Everyone not living in a cave has heard about Occupy Wall Street and most are probably aware of Occupy Oakland. If you live in Seattle, L.A., Chicago, Denver and other big U.S. cities, you’ve probably at least heard passing mention of Occupy encampments or actions in your town. But, until now, who knew about Occupy Vacaville (California) or Occupy Bemidji (Minnesota) or the hundreds of other Occupy locations around North America and the world?
If you’re looking for the nearest Occupy center, now it’s easy to find out with this user-generated Occupy map.
“Networks,” in activist terms, used to mean newsletters, mailing lists, phone trees and word-of-mouth, all of which were very slow and limited in reach. The hyper-networked activism of the digital era means information can be immediate and global, creating a platform for new types of activism not before possible. It’s not just a matter of getting news about the same old types of social activism quicker, but about whole new forms of activism not possible before.
This immediacy meant that Occupy Wall Street, touching as it did on a near-universal raw nerve, could become a viral pandemic within weeks. Overnight it was possible for people isolated in large cities or in small towns remote from news to find people with whom they shared common cause. In a few hours, a Facebook “Occupy (my town)” page and Twitter @-account could be set up and plans could be made.

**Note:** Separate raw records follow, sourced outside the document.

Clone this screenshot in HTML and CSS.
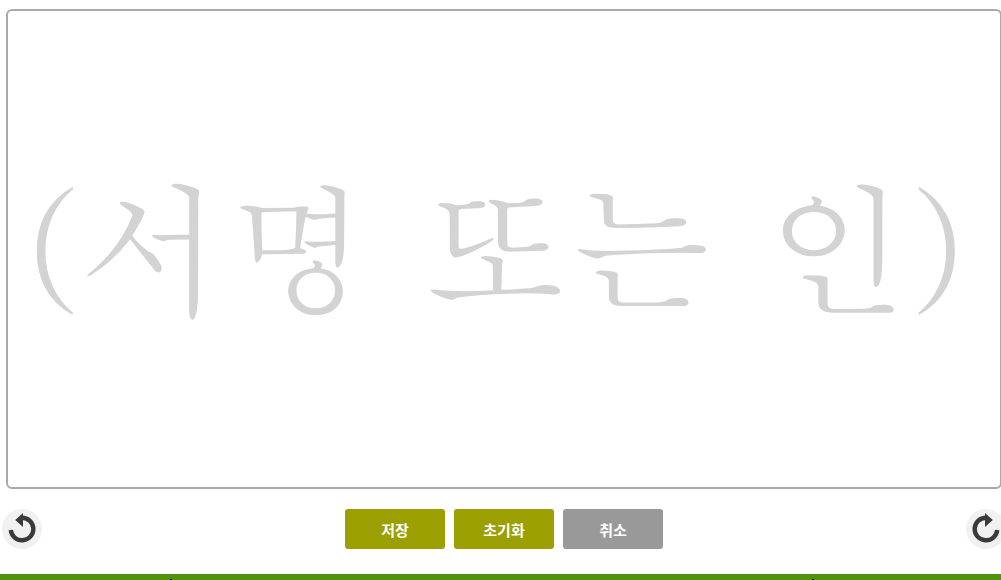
FILE: index.html
```html
<!DOCTYPE html>
<html lang="ko">
<head>
<meta charset="utf-8">
<title>서명</title>
<link rel="stylesheet" href="styles.css">
</head>
<body>
<main class="page">
  <section class="pad">
    <span class="hint">(서명 또는 인)</span>
  </section>
  <div class="toolbar">
    <button class="round" type="button" aria-label="실행 취소">
      <svg viewBox="0 0 40 40" class="round-icon"><path d="M20 8.7A11.3 11.3 0 1 1 8.8 21" class="arc"/><path d="M21 4V18L13.2 11Z" class="head"/></svg>
    </button>
    <div class="actions">
      <button class="btn btn-ok" type="button">저장</button>
      <button class="btn btn-ok" type="button">초기화</button>
      <button class="btn btn-off" type="button">취소</button>
    </div>
    <button class="round" type="button" aria-label="다시 실행">
      <svg viewBox="0 0 40 40" class="round-icon"><path d="M20 8.7A11.3 11.3 0 1 0 31.2 21" class="arc"/><path d="M19 4V18L26.8 11Z" class="head"/></svg>
    </button>
  </div>
  <footer class="strip"><i class="tick"></i><i class="tick"></i></footer>
</main>
</body>
</html>
```
FILE: styles.css
```css
html, body { margin: 0; padding: 0; background: #fff; }
body { width: 1001px; height: 580px; overflow: hidden; }
.page { display: flex; flex-direction: column; height: 580px; }
.pad {
  box-sizing: border-box;
  height: 480px;
  margin: 9px 0 0 6px;
  width: 996px;
  padding: 0 15px 15px 0;
  border: 2px solid #aaa;
  border-radius: 6px;
  display: flex;
  align-items: center;
  justify-content: center;
  overflow: hidden;
}
.hint {
  font-family: Batang, "Liberation Serif", serif;
  font-size: 144px;
  letter-spacing: 2px;
  line-height: 1;
  color: #d3d3d3;
  white-space: nowrap;
}
.toolbar {
  display: flex;
  justify-content: space-between;
  align-items: center;
  margin: 20px 0 0 2px;
  width: 1004px;
  height: 40px;
}
.actions { display: flex; gap: 9px; }
.round {
  width: 40px; height: 40px; padding: 0; border: 0;
  border-radius: 50%;
  background: #f1f1f1;
}
.round-icon { display: block; width: 40px; height: 40px; }
.arc { fill: none; stroke: #3a3a3a; stroke-width: 4.4; }
.head { fill: #3a3a3a; }
.btn {
  width: 100px; height: 40px; padding: 0; border: 0;
  border-radius: 3px;
  color: #fff;
  font: 700 15px "Noto Sans CJK KR", sans-serif;
}
.btn-ok { background: #9b9f00; }
.btn-off { background: #999; }
.strip {
  margin-top: 25px;
  height: 6px;
  background: #51930c;
  display: flex;
  padding-left: 170px;
  gap: 640px;
  align-items: flex-end;
}
.tick { display: block; width: 2px; height: 1px; background: #000; }
```
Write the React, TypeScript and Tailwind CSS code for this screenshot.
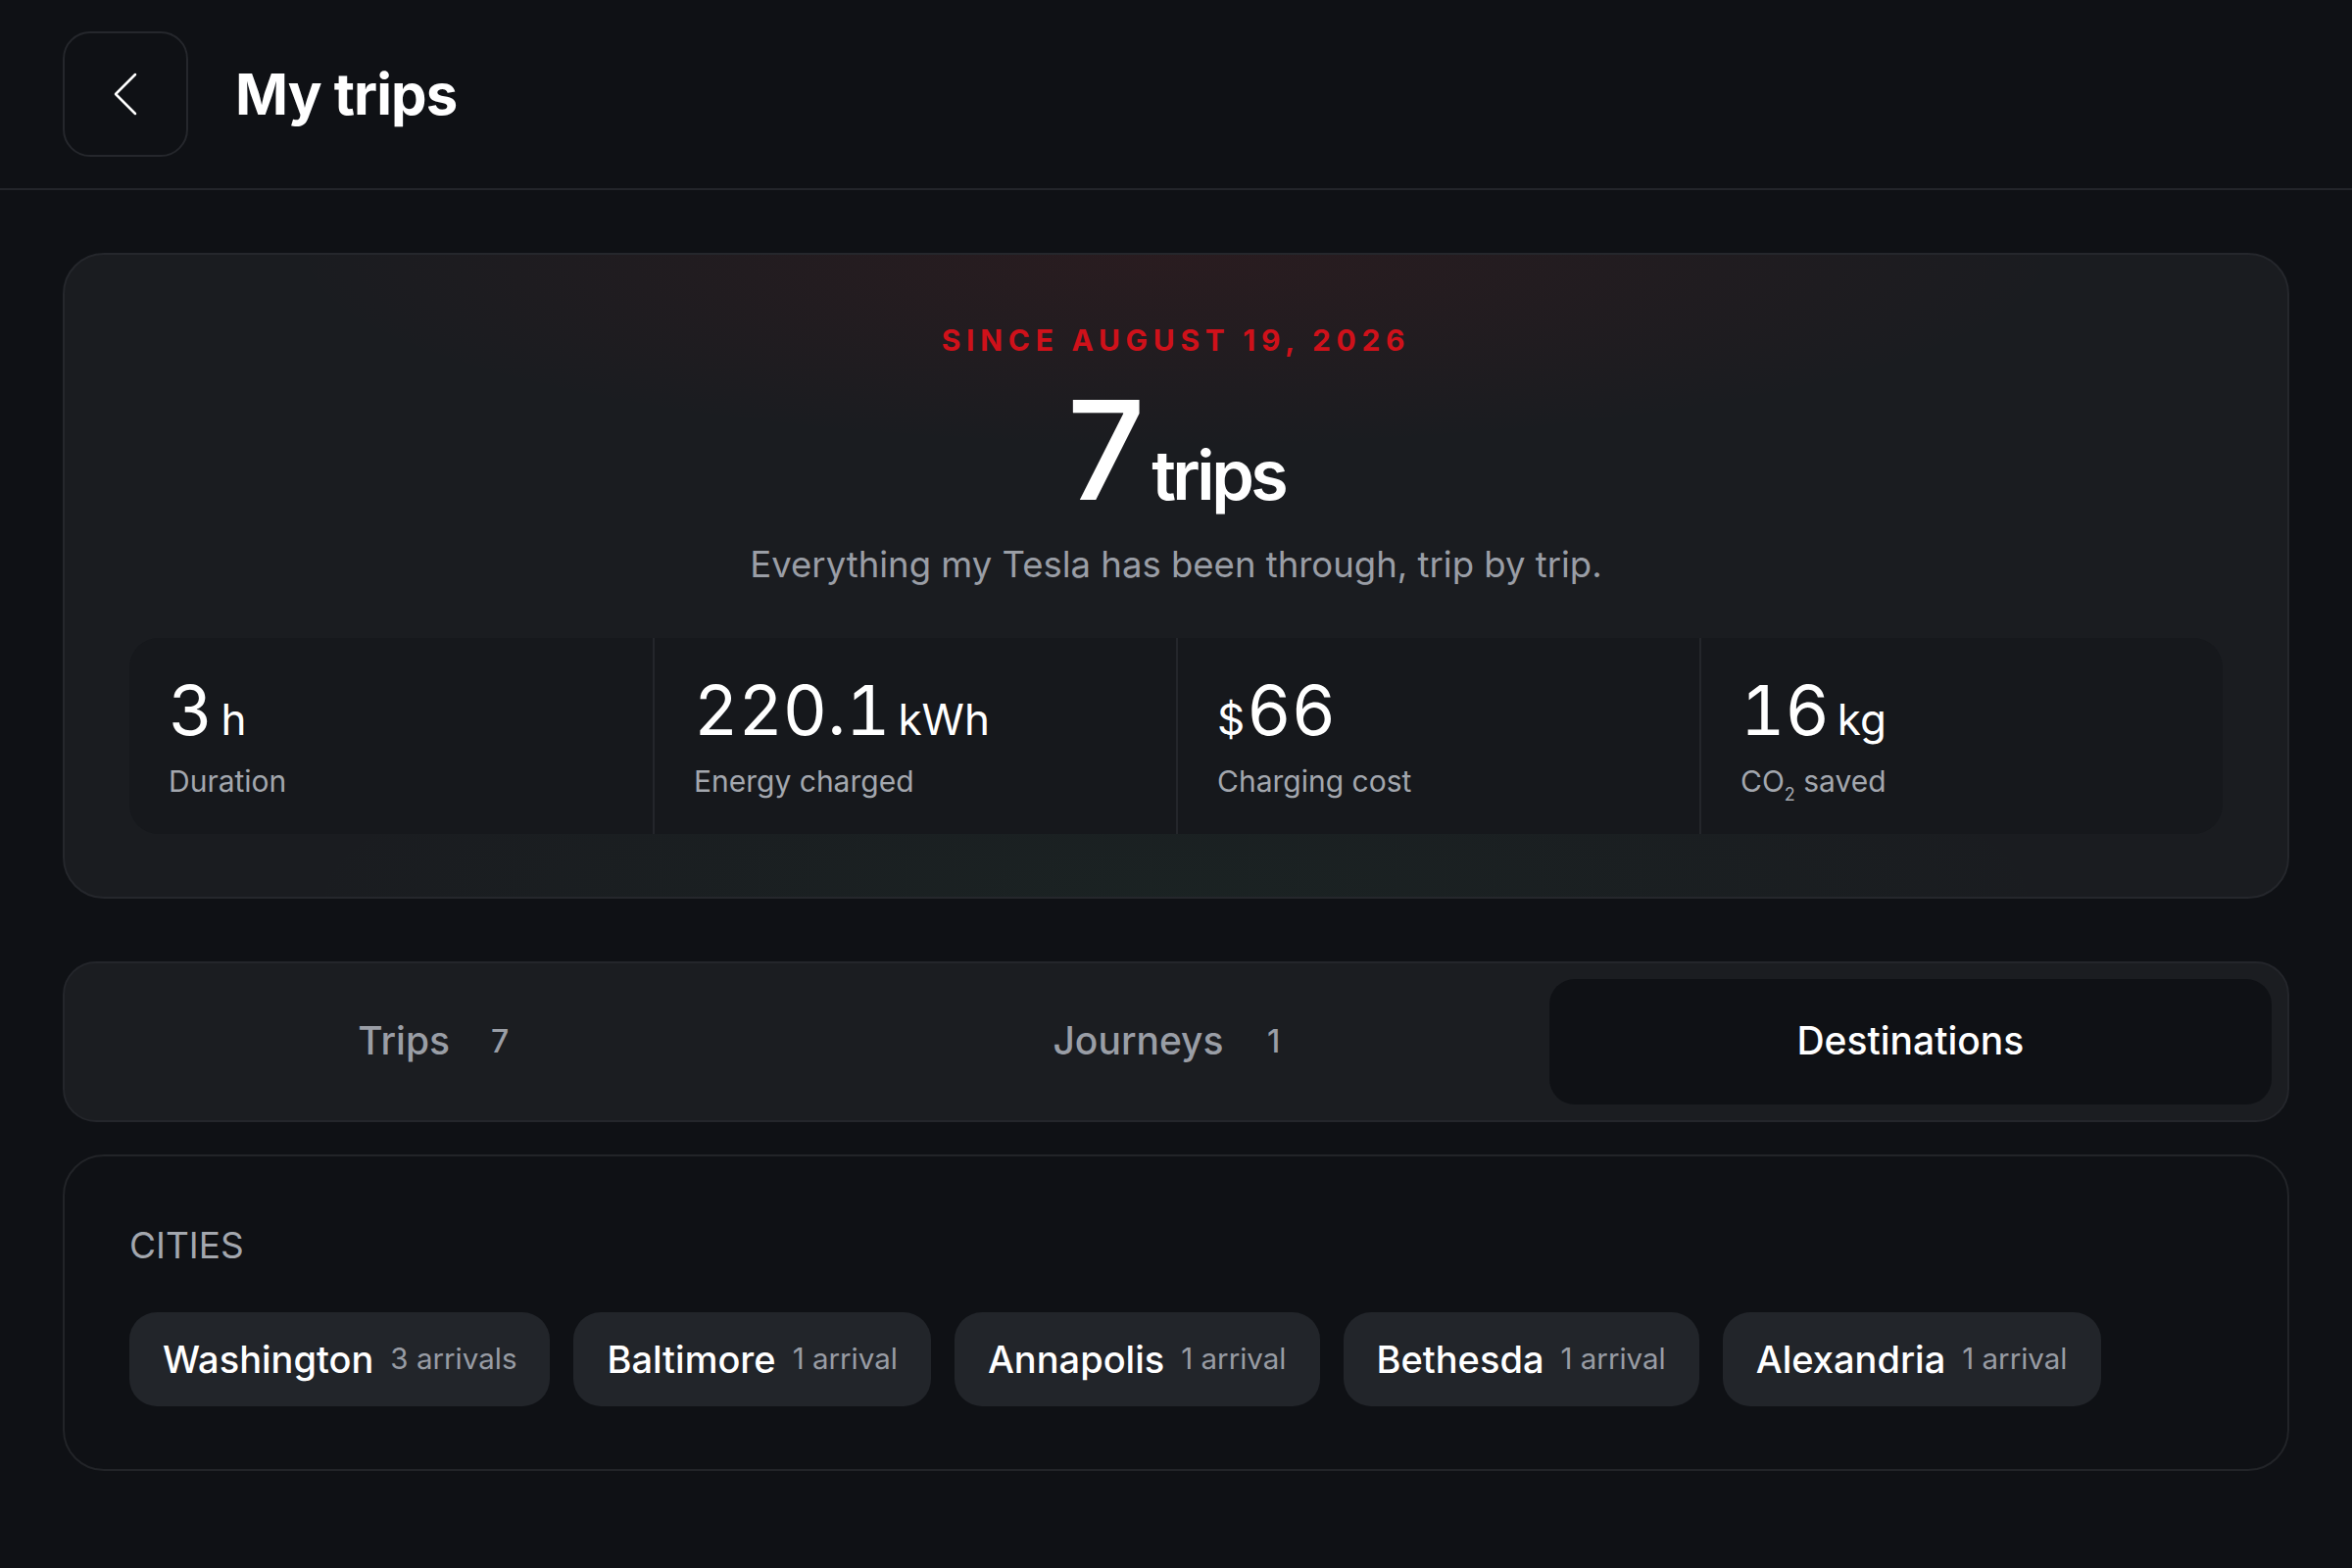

This map is a manifestation of this new form of activism, where online and offline worlds are completely integrated and mutually reinforcing. It shows the extent of the movement, even if most encampments are gone for now. By providing contact information, it allows for even more layers of networking, both online and offline.
In keeping with the open, democratic, participatory spirit of Occupy, it is built on the Open Street Map platform, a wiki-map that anyone is free to use and share under the Creative Commons Attribute-ShareAlike license.
According to the “About” page, the Occupy map is a public listing of all known Occupations sites built by and for the #Occupy movement. The directory aims to be a service layer upon which anyone can build other apps. And, all listings are now actively added and managed here by the community (you). If your Occupation is not currently listed, you can add your occupation here (you’ll need to create an account first).
Eventually, the map aims to include more data: Occupations in the context of this site are defined as geographically-based. Organizations that don’t hold physical space, like Occupy the Environment, or organizations in solidarity to the movement, like Occupy Air Force, will be considered in their own right once things have been running for a bit. We will also soon be adding listings for broader geographies, like state and country-wide “occupations.”
Further down the line, we will be incorporating groups also. That’s big. That’s awesome. BUT –– that’s the future (not the present; please don’t look to submit your group yet)!
If you like this sort of thing and want to volunteer some time to work on it, check the “Get Involved” link.
Among other tasks, they say, We are actively recruiting persons for Curator roles. If you have a love for detail and accuracy, please contact Inga@assembli.es. Include “Curator” in your subject line.
Also interesting, the map is a project of the Federated General Assembly, a trans-Occupy project that is worth investigating if you’re into geeking-out on the intersection of new social forms, technology and revolution.